Gather all lines containing the string "React" and copy them out.

-- START --

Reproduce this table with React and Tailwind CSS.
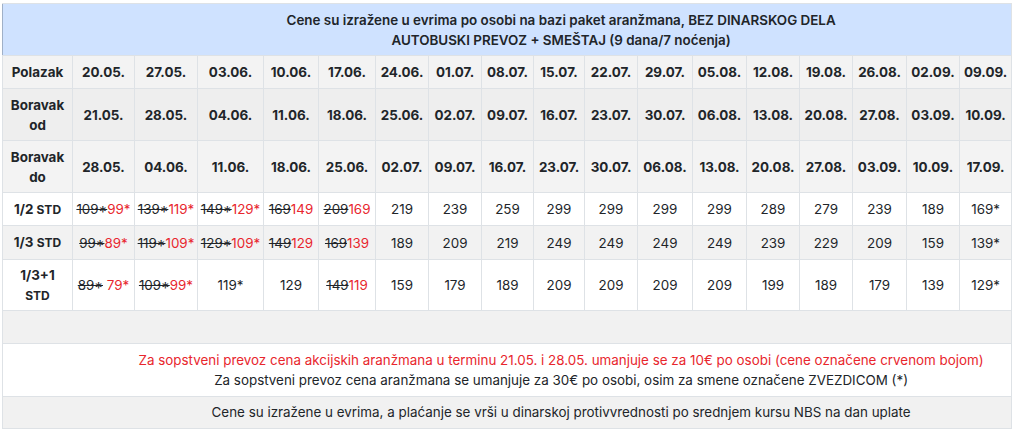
import React from "react";

const widths = [70, 62, 63, 66, 55, 57, 53, 53, 52, 51, 53, 55, 54, 53, 53, 54, 53, 52];

const polazak = ["20.05.", "27.05.", "03.06.", "10.06.", "17.06.", "24.06.", "01.07.", "08.07.", "15.07.", "22.07.", "29.07.", "05.08.", "12.08.", "19.08.", "26.08.", "02.09.", "09.09."];
const boravakOd = ["21.05.", "28.05.", "04.06.", "11.06.", "18.06.", "25.06.", "02.07.", "09.07.", "16.07.", "23.07.", "30.07.", "06.08.", "13.08.", "20.08.", "27.08.", "03.09.", "10.09."];
const boravakDo = ["28.05.", "04.06.", "11.06.", "18.06.", "25.06.", "02.07.", "09.07.", "16.07.", "23.07.", "30.07.", "06.08.", "13.08.", "20.08.", "27.08.", "03.09.", "10.09.", "17.09."];

const polaStd = [["109*", "99*"], ["139*", "119*"], ["149*", "129*"], ["169", "149"], ["209", "169"], "219", "239", "259", "299", "299", "299", "299", "289", "279", "239", "189", "169*"];
const trecinaStd = [["99*", "89*"], ["119*", "109*"], ["129*", "109*"], ["149", "129"], ["169", "139"], "189", "209", "219", "249", "249", "249", "249", "239", "229", "209", "159", "139*"];
const trecinaPlus = [["89*", " 79*"], ["109*", "99*"], "119*", "129", ["149", "119"], "159", "179", "189", "209", "209", "209", "209", "199", "189", "179", "139", "129*"];

const cell = "border border-[#dee2e6] text-center align-middle p-0 leading-[20px]";

function Price({ value }) {
  if (Array.isArray(value)) {
    return (
      <span className="whitespace-pre">
        <span className="line-through">{value[0]}</span>
        <span className="text-[#e8262d]">{value[1]}</span>
      </span>
    );
  }
  return <span>{value}</span>;
}

function DateRow({ label, dates, bg, h }) {
  return (
    <tr className={`${bg} ${h}`}>
      <td className={`${cell} font-bold`}>{label}</td>
      {dates.map((d, i) => (
        <td key={i} className={`${cell} font-bold`}>{d}</td>
      ))}
    </tr>
  );
}

function PriceRow({ label, prices, bg, h }) {
  return (
    <tr className={`${bg} ${h}`}>
      <td className={`${cell} font-bold`}>{label}</td>
      {prices.map((p, i) => (
        <td key={i} className={cell}>
          <Price value={p} />
        </td>
      ))}
    </tr>
  );
}

export default function App() {
  return (
    <div className="bg-white w-[1015px] h-[433px] pt-[3px] pl-[2px] font-['Inter','Liberation_Sans',sans-serif] text-[13.4px] text-[#212529]">
      <table className="table-fixed border-collapse w-[1009px]">
        <colgroup>
          {widths.map((w, i) => (
            <col key={i} style={{ width: w }} />
          ))}
        </colgroup>
        <tbody>
          <tr className="h-[52px] bg-[#cfe2ff]">
            <td colSpan={18} className="border border-[#dee2e6] border-l-[#9fb0c8] text-center font-semibold leading-[20px] pl-[108px]">
              Cene su izražene u evrima po osobi na bazi paket aranžmana, BEZ DINARSKOG DELA
              <br />
              AUTOBUSKI PREVOZ + SMEŠTAJ (9 dana/7 noćenja)
            </td>
          </tr>
          <DateRow label="Polazak" dates={polazak} bg="bg-[#f3f3f3]" h="h-[33px]" />
          <DateRow
            label={<>Boravak<br />od</>}
            dates={boravakOd}
            bg="bg-[#eeeeee]"
            h="h-[52px]"
          />
          <DateRow
            label={<>Boravak<br />do</>}
            dates={boravakDo}
            bg="bg-[#f3f3f3]"
            h="h-[52px]"
          />
          <PriceRow
            label={<>1/2 <span className="text-[12px]">STD</span></>}
            prices={polaStd}
            bg="bg-white"
            h="h-[33px]"
          />
          <PriceRow
            label={<>1/3 <span className="text-[12px]">STD</span></>}
            prices={trecinaStd}
            bg="bg-[#f2f2f2]"
            h="h-[34px]"
          />
          <PriceRow
            label={<>1/3+1<br /><span className="text-[12px]">STD</span></>}
            prices={trecinaPlus}
            bg="bg-white"
            h="h-[51px]"
          />
          <tr className="h-[33px] bg-[#f1f1f1]">
            <td colSpan={18} className="border border-[#dee2e6]"></td>
          </tr>
          <tr className="h-[53px] bg-white">
            <td colSpan={18} className="border border-[#dee2e6] text-center leading-[20px] pl-[108px]">
              <span className="text-[#e8262d]">
                Za sopstveni prevoz cena akcijskih aranžmana u terminu 21.05. i 28.05. umanjuje se za 10€ po osobi (cene označene crvenom bojom)
              </span>
              <br />
              Za sopstveni prevoz cena aranžmana se umanjuje za 30€ po osobi, osim za smene označene ZVEZDICOM (*)
            </td>
          </tr>
          <tr className="h-[32px] bg-[#f1f1f1]">
            <td colSpan={18} className="border border-[#dee2e6] text-center pl-[108px]">
              Cene su izražene u evrima, a plaćanje se vrši u dinarskoj protivvrednosti po srednjem kursu NBS na dan uplate
            </td>
          </tr>
        </tbody>
      </table>
    </div>
  );
}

-- END --

WRITTEN REPLY:
Reproduce this table with React and Tailwind CSS.
import React from "react";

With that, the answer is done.